··· Data extract
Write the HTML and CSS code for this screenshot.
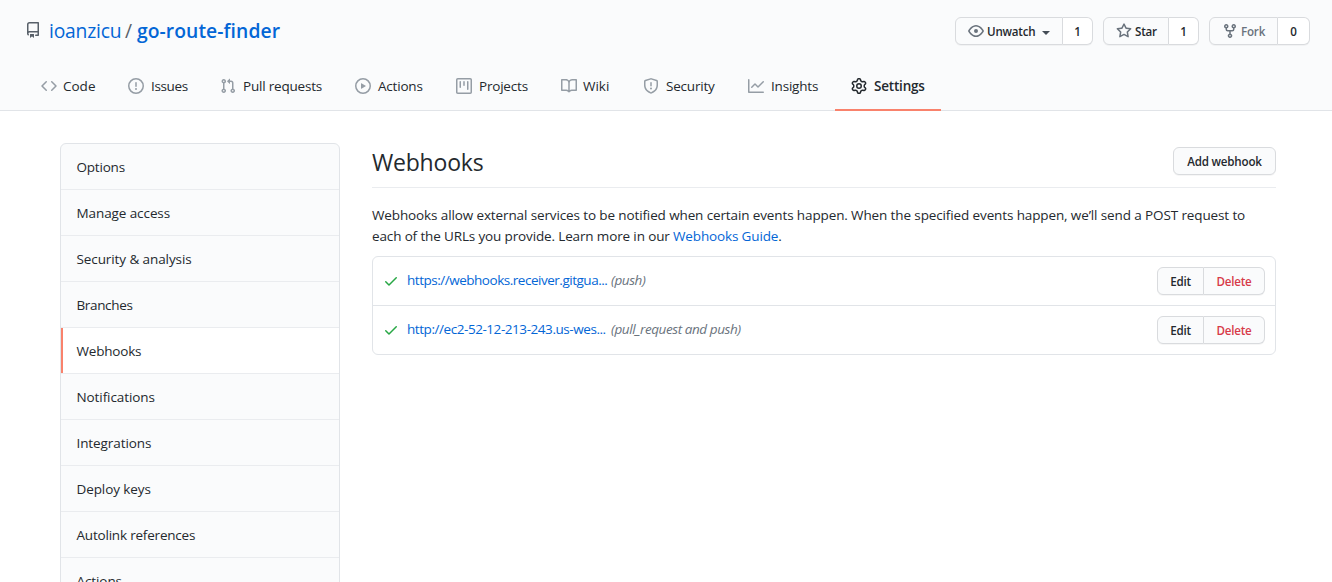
FILE: index.html
```html
<!DOCTYPE html>
<html lang="en">
<head>
<meta charset="utf-8">
<title>Webhooks</title>
<link rel="stylesheet" href="styles.css">
</head>
<body>
<header class="repo-header">
  <div class="repo-top">
    <div class="repo-name">
      <svg class="icon" viewBox="0 0 16 16"><path fill-rule="evenodd" d="M2 2.5A2.5 2.5 0 014.5 0h8.75a.75.75 0 01.75.75v12.5a.75.75 0 01-.75.75h-2.5a.75.75 0 110-1.5h1.75v-2h-8a1 1 0 00-.714 1.7.75.75 0 01-1.072 1.05A2.495 2.495 0 012 11.5v-9zm10.5-1V9h-8c-.356 0-.694.074-1 .208V2.5a1 1 0 011-1h8zM5 12.25v3.25a.25.25 0 00.4.2l1.45-1.087a.25.25 0 01.3 0L8.6 15.7a.25.25 0 00.4-.2v-3.25a.25.25 0 00-.25-.25h-3.5a.25.25 0 00-.25.25z"/></svg>
      <a class="owner">ioanzicu</a><span class="slash">/</span><a class="repo">go-route-finder</a>
    </div>
    <div class="repo-actions">
      <div class="group watch"><span class="btn"><svg class="icon" viewBox="0 0 16 16"><path fill-rule="evenodd" d="M1.679 7.932c.412-.621 1.242-1.75 2.366-2.717C5.175 4.242 6.527 3.5 8 3.5c1.473 0 2.824.742 3.955 1.715 1.124.967 1.954 2.096 2.366 2.717a.119.119 0 010 .136c-.412.621-1.242 1.75-2.366 2.717C10.825 11.758 9.473 12.5 8 12.5c-1.473 0-2.824-.742-3.955-1.715C2.92 9.818 2.09 8.69 1.679 8.068a.119.119 0 010-.136zM8 2c-1.981 0-3.67.992-4.933 2.078C1.797 5.169.88 6.423.43 7.1a1.619 1.619 0 000 1.798c.45.678 1.367 1.932 2.637 3.024C4.329 13.008 6.019 14 8 14c1.981 0 3.67-.992 4.933-2.078 1.27-1.091 2.187-2.345 2.637-3.023a1.619 1.619 0 000-1.798c-.45-.678-1.367-1.932-2.637-3.023C11.671 2.992 9.981 2 8 2zm0 8a2 2 0 100-4 2 2 0 000 4z"/></svg><span>Unwatch</span><i class="caret"></i></span><span class="btn count">1</span></div>
      <div class="group star"><span class="btn"><svg class="icon" viewBox="0 0 16 16"><path fill-rule="evenodd" d="M8 .25a.75.75 0 01.673.418l1.882 3.815 4.21.612a.75.75 0 01.416 1.279l-3.046 2.97.719 4.192a.75.75 0 01-1.088.791L8 12.347l-3.766 1.98a.75.75 0 01-1.088-.79l.72-4.194L.818 6.374a.75.75 0 01.416-1.28l4.21-.611L7.327.668A.75.75 0 018 .25zm0 2.445L6.615 5.5a.75.75 0 01-.564.41l-3.097.45 2.24 2.184a.75.75 0 01.216.664l-.528 3.084 2.769-1.456a.75.75 0 01.698 0l2.77 1.456-.53-3.084a.75.75 0 01.216-.664l2.24-2.183-3.096-.45a.75.75 0 01-.564-.41L8 2.694v.001z"/></svg><span>Star</span></span><span class="btn count">1</span></div>
      <div class="group fork"><span class="btn disabled"><svg class="icon" viewBox="0 0 16 16"><path fill-rule="evenodd" d="M5 3.25a.75.75 0 11-1.5 0 .75.75 0 011.5 0zm0 2.122a2.25 2.25 0 10-1.5 0v.878A2.25 2.25 0 005.75 8.5h1.5v2.128a2.251 2.251 0 101.5 0V8.5h1.5a2.25 2.25 0 002.25-2.25v-.878a2.25 2.25 0 10-1.5 0v.878a.75.75 0 01-.75.75h-4.5A.75.75 0 015 6.25v-.878zm3.75 7.378a.75.75 0 11-1.5 0 .75.75 0 011.5 0zm3-8.75a.75.75 0 100-1.5.75.75 0 000 1.5z"/></svg><span>Fork</span></span><span class="btn count">0</span></div>
    </div>
  </div>
  <nav class="tabs">
    <a class="tab t-code"><svg class="icon" viewBox="0 0 16 16"><path d="M4.72 3.22a.75.75 0 011.06 1.06L2.06 8l3.72 3.72a.75.75 0 11-1.06 1.06L.47 8.53a.75.75 0 010-1.06l4.25-4.25zm6.56 0a.75.75 0 10-1.06 1.06L13.94 8l-3.72 3.72a.75.75 0 101.06 1.06l4.25-4.25a.75.75 0 000-1.06l-4.25-4.25z"/></svg><span>Code</span></a>
    <a class="tab t-issues"><svg class="icon" viewBox="0 0 16 16"><path fill-rule="evenodd" d="M8 1.5a6.5 6.5 0 100 13 6.5 6.5 0 000-13zM0 8a8 8 0 1116 0A8 8 0 010 8zm9 3a1 1 0 11-2 0 1 1 0 012 0zm-.25-6.25a.75.75 0 00-1.5 0v3.5a.75.75 0 001.5 0v-3.5z"/></svg><span>Issues</span></a>
    <a class="tab t-pulls"><svg class="icon" viewBox="0 0 16 16"><path fill-rule="evenodd" d="M7.177 3.073L9.573.677A.25.25 0 0110 .854v4.792a.25.25 0 01-.427.177L7.177 3.427a.25.25 0 010-.354zM3.75 2.5a.75.75 0 100 1.5.75.75 0 000-1.5zm-2.25.75a2.25 2.25 0 113 2.122v5.256a2.251 2.251 0 11-1.5 0V5.372A2.25 2.25 0 011.5 3.25zM11 2.5h-1V4h1a1 1 0 011 1v5.628a2.251 2.251 0 101.5 0V5A2.5 2.5 0 0011 2.5zm1 10.25a.75.75 0 111.5 0 .75.75 0 01-1.5 0zM3.75 12a.75.75 0 100 1.5.75.75 0 000-1.5z"/></svg><span>Pull requests</span></a>
    <a class="tab t-actions"><svg class="icon" viewBox="0 0 16 16"><path fill-rule="evenodd" d="M1.5 8a6.5 6.5 0 1113 0 6.5 6.5 0 01-13 0zM8 0a8 8 0 100 16A8 8 0 008 0zM6.379 5.227A.25.25 0 006 5.442v5.117a.25.25 0 00.379.214l4.264-2.559a.25.25 0 000-.428L6.379 5.227z"/></svg><span>Actions</span></a>
    <a class="tab t-projects"><svg class="icon" viewBox="0 0 16 16"><path fill-rule="evenodd" d="M1.75 0A1.75 1.75 0 000 1.75v12.5C0 15.216.784 16 1.75 16h12.5A1.75 1.75 0 0016 14.25V1.75A1.75 1.75 0 0014.25 0H1.75zM1.5 1.75a.25.25 0 01.25-.25h12.5a.25.25 0 01.25.25v12.5a.25.25 0 01-.25.25H1.75a.25.25 0 01-.25-.25V1.75zM11.75 3a.75.75 0 00-.75.75v7.5a.75.75 0 001.5 0v-7.5a.75.75 0 00-.75-.75zm-8.25.75a.75.75 0 011.5 0v5.5a.75.75 0 01-1.5 0v-5.5zM8 3a.75.75 0 00-.75.75v3.5a.75.75 0 001.5 0v-3.5A.75.75 0 008 3z"/></svg><span>Projects</span></a>
    <a class="tab t-wiki"><svg class="icon" viewBox="0 0 16 16"><path fill-rule="evenodd" d="M0 1.75A.75.75 0 01.75 1h4.253c1.227 0 2.317.59 3 1.501A3.744 3.744 0 0111.006 1h4.245a.75.75 0 01.75.75v10.5a.75.75 0 01-.75.75h-4.507a2.25 2.25 0 00-1.591.659l-.622.621a.75.75 0 01-1.06 0l-.622-.621A2.25 2.25 0 005.258 13H.75a.75.75 0 01-.75-.75V1.75zm8.755 3a2.25 2.25 0 012.25-2.25H14.5v9h-3.757c-.71 0-1.4.201-1.992.572l.004-7.322zm-1.504 7.324l.004-5.073-.002-2.253A2.25 2.25 0 005.003 2.5H1.5v9h3.757a3.75 3.75 0 011.994.574z"/></svg><span>Wiki</span></a>
    <a class="tab t-security"><svg class="icon" viewBox="0 0 16 16"><path fill-rule="evenodd" d="M7.467.133a1.75 1.75 0 011.066 0l5.25 1.68A1.75 1.75 0 0115 3.48V7c0 1.566-.32 3.182-1.303 4.682-.983 1.498-2.585 2.813-5.032 3.855a1.7 1.7 0 01-1.33 0c-2.447-1.042-4.049-2.357-5.032-3.855C1.32 10.182 1 8.566 1 7V3.48a1.75 1.75 0 011.217-1.667l5.25-1.68zm.61 1.429a.25.25 0 00-.153 0l-5.25 1.68a.25.25 0 00-.174.238V7c0 1.358.275 2.666 1.057 3.86.784 1.194 2.121 2.34 4.366 3.297a.2.2 0 00.154 0c2.245-.956 3.582-2.104 4.366-3.298C13.225 9.666 13.5 8.36 13.5 7V3.48a.25.25 0 00-.174-.237l-5.25-1.68zM9 10.5a1 1 0 11-2 0 1 1 0 012 0zm-.25-5.75a.75.75 0 10-1.5 0v3a.75.75 0 001.5 0v-3z"/></svg><span>Security</span></a>
    <a class="tab t-insights"><svg class="icon" viewBox="0 0 16 16"><path fill-rule="evenodd" d="M1.5 1.75a.75.75 0 00-1.5 0v12.5c0 .414.336.75.75.75h14.5a.75.75 0 000-1.5H1.5V1.75zm14.28 2.53a.75.75 0 00-1.06-1.06L10 7.94 7.53 5.47a.75.75 0 00-1.06 0L3.22 8.72a.75.75 0 001.06 1.06L7 7.06l2.47 2.47a.75.75 0 001.06 0l5.25-5.25z"/></svg><span>Insights</span></a>
    <a class="tab t-settings selected"><svg class="icon" viewBox="0 0 16 16"><path fill-rule="evenodd" d="M7.429 1.525a6.593 6.593 0 011.142 0c.036.003.108.036.137.146l.289 1.105c.147.56.55.967.997 1.189.174.086.341.183.501.29.417.278.97.423 1.53.27l1.102-.303c.11-.03.175.016.195.046.219.31.41.641.573.989.014.031.022.11-.059.19l-.815.806c-.411.406-.562.957-.53 1.456a4.588 4.588 0 010 .582c-.032.499.119 1.05.53 1.456l.815.806c.08.08.073.159.059.19a6.494 6.494 0 01-.573.99c-.02.029-.086.074-.195.045l-1.103-.303c-.559-.153-1.112-.008-1.529.27-.16.107-.327.204-.5.29-.449.222-.851.628-.998 1.189l-.289 1.105c-.029.11-.101.143-.137.146a6.613 6.613 0 01-1.142 0c-.036-.003-.108-.037-.137-.146l-.289-1.105c-.147-.56-.55-.967-.997-1.189a4.502 4.502 0 01-.501-.29c-.417-.278-.97-.423-1.53-.27l-1.102.303c-.11.03-.175-.016-.195-.046a6.492 6.492 0 01-.573-.989c-.014-.031-.022-.11.059-.19l.815-.806c.411-.406.562-.957.53-1.456a4.587 4.587 0 010-.582c.032-.499-.119-1.05-.53-1.456l-.815-.806c-.08-.08-.073-.159-.059-.19a6.44 6.44 0 01.573-.99c.02-.029.086-.075.195-.045l1.103.303c.559.153 1.112.008 1.529-.27.16-.107.327-.204.5-.29.449-.222.851-.628.998-1.189l.289-1.105c.029-.11.101-.143.137-.146zM8 0c-.236 0-.47.01-.701.03-.743.065-1.29.615-1.458 1.261l-.29 1.106c-.017.066-.078.158-.211.224a5.994 5.994 0 00-.668.386c-.123.082-.233.09-.3.071L3.27 2.776c-.644-.177-1.392.02-1.82.63a7.977 7.977 0 00-.704 1.217c-.315.675-.111 1.422.363 1.891l.815.806c.05.048.098.147.088.294a6.084 6.084 0 000 .772c.01.147-.038.246-.088.294l-.815.806c-.474.469-.678 1.216-.363 1.891.2.428.436.835.704 1.218.428.609 1.176.806 1.82.63l1.103-.303c.066-.019.176-.011.299.071.213.143.436.272.668.386.133.066.194.158.212.224l.289 1.106c.169.646.715 1.196 1.458 1.26a8.094 8.094 0 001.402 0c.743-.064 1.29-.614 1.458-1.26l.29-1.106c.017-.066.078-.158.211-.224a5.98 5.98 0 00.668-.386c.123-.082.233-.09.3-.071l1.102.302c.644.177 1.392-.02 1.82-.63.268-.382.505-.789.704-1.217.315-.675.111-1.422-.364-1.891l-.814-.806c-.05-.048-.098-.147-.088-.294a6.1 6.1 0 000-.772c-.01-.147.039-.246.088-.294l.814-.806c.475-.469.679-1.216.364-1.891a7.992 7.992 0 00-.704-1.218c-.428-.609-1.176-.806-1.82-.63l-1.103.303c-.066.019-.176.011-.299-.071a5.991 5.991 0 00-.668-.386c-.133-.066-.194-.158-.212-.224L10.16 1.29C9.99.645 9.444.095 8.701.031A8.094 8.094 0 008 0zm1.5 8a1.5 1.5 0 11-3 0 1.5 1.5 0 013 0zM11 8a3 3 0 11-6 0 3 3 0 016 0z"/></svg><span>Settings</span></a>
  </nav>
</header>
<main class="layout">
  <nav class="menu">
    <a class="item">Options</a>
    <a class="item loose">Manage access</a>
    <a class="item loose">Security &amp; analysis</a>
    <a class="item tight">Branches</a>
    <a class="item current">Webhooks</a>
    <a class="item loose">Notifications</a>
    <a class="item loose">Integrations</a>
    <a class="item loose">Deploy keys</a>
    <a class="item">Autolink references</a>
    <a class="item loose">Actions</a>
  </nav>
  <section class="content">
    <div class="subhead"><h2>Webhooks</h2><span class="btn solo">Add webhook</span></div>
    <p class="intro"><span class="line first">Webhooks allow external services to be notified when certain events happen. When the specified events happen, we’ll send a POST request to</span> <span class="line second">each of the URLs you provide. Learn more in our <a>Webhooks Guide</a>.</span></p>
    <ul class="hooks">
      <li class="hook">
        <svg class="icon check" viewBox="0 0 16 16"><path fill-rule="evenodd" d="M13.78 4.22a.75.75 0 010 1.06l-7.25 7.25a.75.75 0 01-1.06 0L2.22 9.28a.75.75 0 011.06-1.06L6 10.94l6.72-6.72a.75.75 0 011.06 0z"/></svg>
        <a class="url u1">https://webhooks.receiver.gitgua...</a><em>(push)</em>
        <div class="group"><span class="btn edit">Edit</span><span class="btn delete">Delete</span></div>
      </li>
      <li class="hook">
        <svg class="icon check" viewBox="0 0 16 16"><path fill-rule="evenodd" d="M13.78 4.22a.75.75 0 010 1.06l-7.25 7.25a.75.75 0 01-1.06 0L2.22 9.28a.75.75 0 011.06-1.06L6 10.94l6.72-6.72a.75.75 0 011.06 0z"/></svg>
        <a class="url u2">http://ec2-52-12-213-243.us-wes...</a><em>(pull_request and push)</em>
        <div class="group"><span class="btn edit">Edit</span><span class="btn delete">Delete</span></div>
      </li>
    </ul>
  </section>
</main>
</body>
</html>
```
FILE: styles.css
```css
* { box-sizing: border-box; }
body {
  margin: 0;
  height: 582px;
  overflow: hidden;
  background: #fff;
  color: #24292e;
  font: 13.5px/21px "Open Sans", "Noto Sans", sans-serif;
  letter-spacing: -0.2px;
}
.icon { width: 16px; height: 16px; flex: none; fill: currentColor; display: block; }
.repo-header {
  height: 111px;
  background: #fafbfc;
  border-bottom: 1px solid #e1e4e8;
  display: flex;
  flex-direction: column;
  justify-content: space-between;
}
.repo-top { display: flex; justify-content: space-between; padding: 16px 22px 0 25px; }
.repo-name { display: flex; align-items: center; height: 30px; font-size: 19.3px; line-height: 30px; color: #586069; }
.repo-name .icon { margin: -2px 8px 0 0; }
.owner { color: #0366d6; width: 73px; letter-spacing: -0.2px; }
.slash { width: 15px; padding-left: 3px; }
.repo { color: #0366d6; font-weight: 600; letter-spacing: 0.07px; }
.repo-actions { display: flex; gap: 10px; padding-top: 1px; }
.group { display: flex; }
.btn {
  display: flex;
  align-items: center;
  justify-content: center;
  height: 28px;
  border: 1px solid #d9dbde;
  background: #fafbfc;
  font-size: 11.6px;
  font-weight: 600;
  line-height: 20px;
  white-space: nowrap;
  box-shadow: 0 1px 0 rgba(27, 31, 35, .04);
}
.btn.count, .btn.solo, .btn.edit, .btn.delete, .btn > span { padding-top: 2px; }
.group .btn:first-child { border-radius: 6px 0 0 6px; }
.group .btn:last-child { border-radius: 0 6px 6px 0; border-left: 0; }
.repo-actions .btn:first-child { justify-content: flex-start; padding-left: 12px; }
.repo-actions .icon { color: #6a737d; margin-right: 3px; }
.watch .btn:first-child { width: 108px; }
.star .btn:first-child { width: 66px; }
.fork .btn:first-child { width: 69px; }
.repo-actions .btn.count { width: 30px; background: #fff; }
.repo-actions .fork .count { width: 32px; }
.btn.disabled { color: #6a737d; }
.caret { margin: 3px 0 0 7px; border: 4px solid transparent; border-top-color: #444d56; border-bottom: 0; }
.tabs { display: flex; height: 48px; padding-left: 25px; margin-bottom: -1px; }
.tab { display: flex; align-items: center; gap: 7px; padding-left: 16px; white-space: nowrap; border-bottom: 2px solid transparent; }
.tab .icon { color: #959da5; }
.t-code { width: 87px; gap: 6px; letter-spacing: 0; }
.t-issues { width: 92px; letter-spacing: -0.35px; }
.t-pulls { width: 135px; }
.t-actions { width: 101px; }
.t-projects { width: 105px; }
.t-wiki { width: 82px; gap: 6px; letter-spacing: 0; }
.t-security { width: 105px; }
.t-insights { width: 103px; }
.t-settings { width: 106px; }
.tab.selected { font-weight: 600; border-bottom-color: #f9826c; }
.tab.selected .icon { color: #24292e; }
.layout { display: flex; gap: 32px; padding: 32px 56px 0 60px; }
.menu { flex: none; width: 280px; border: 1px solid #e1e4e8; border-radius: 6px; overflow: hidden; background: #fafbfc; }
.item { display: flex; align-items: center; height: 46px; padding: 1px 16px 0 15.5px; border-bottom: 1px solid #eaecef; }
.item.loose { letter-spacing: -0.09px; }
.item.tight { letter-spacing: -0.35px; }
.item.current { background: #fff; box-shadow: inset 2px 0 0 #f9826c; }
.content { flex: 1; min-width: 0; }
.subhead { display: flex; align-items: center; justify-content: space-between; height: 45px; padding-bottom: 8px; border-bottom: 1px solid #eaecef; }
h2 { margin: 1px 0 0; font-size: 23px; font-weight: 400; line-height: 36px; letter-spacing: -0.2px; }
.solo { width: 103px; border-radius: 6px; }
.intro { margin: 17px 0 9px; white-space: nowrap; }
.line { display: block; }
.first { letter-spacing: -0.12px; }
.second { letter-spacing: -0.14px; }
.intro a, .url { color: #0366d6; }
.hooks { list-style: none; margin: 0; padding: 0; border: 1px solid #e1e4e8; border-radius: 6px; }
.hook { display: flex; align-items: center; height: 48px; padding: 0 10px; white-space: nowrap; }
.hook + .hook { height: 49px; border-top: 1px solid #e1e4e8; }
.check { color: #28a745; margin-right: 8px; }
.url { width: 204px; padding-bottom: 1px; }
.u1 { letter-spacing: -0.48px; }
.u2 { letter-spacing: -0.44px; }
.hook em { color: #6a737d; letter-spacing: -0.42px; padding-bottom: 1px; }
.hook .group { margin-left: auto; }
.edit { width: 47px; }
.delete { width: 61px; color: #d73a49; }
```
······
= Stated exercise =
Lines that hold "code" are the ones to copy; find all of them.

= Complete output =
Write the HTML and CSS code for this screenshot.
    <a class="tab t-code"><svg class="icon" viewBox="0 0 16 16"><path d="M4.72 3.22a.75.75 0 011.06 1.06L2.06 8l3.72 3.72a.75.75 0 11-1.06 1.06L.47 8.53a.75.75 0 010-1.06l4.25-4.25zm6.56 0a.75.75 0 10-1.06 1.06L13.94 8l-3.72 3.72a.75.75 0 101.06 1.06l4.25-4.25a.75.75 0 000-1.06l-4.25-4.25z"/></svg><span>Code</span></a>
.t-code { width: 87px; gap: 6px; letter-spacing: 0; }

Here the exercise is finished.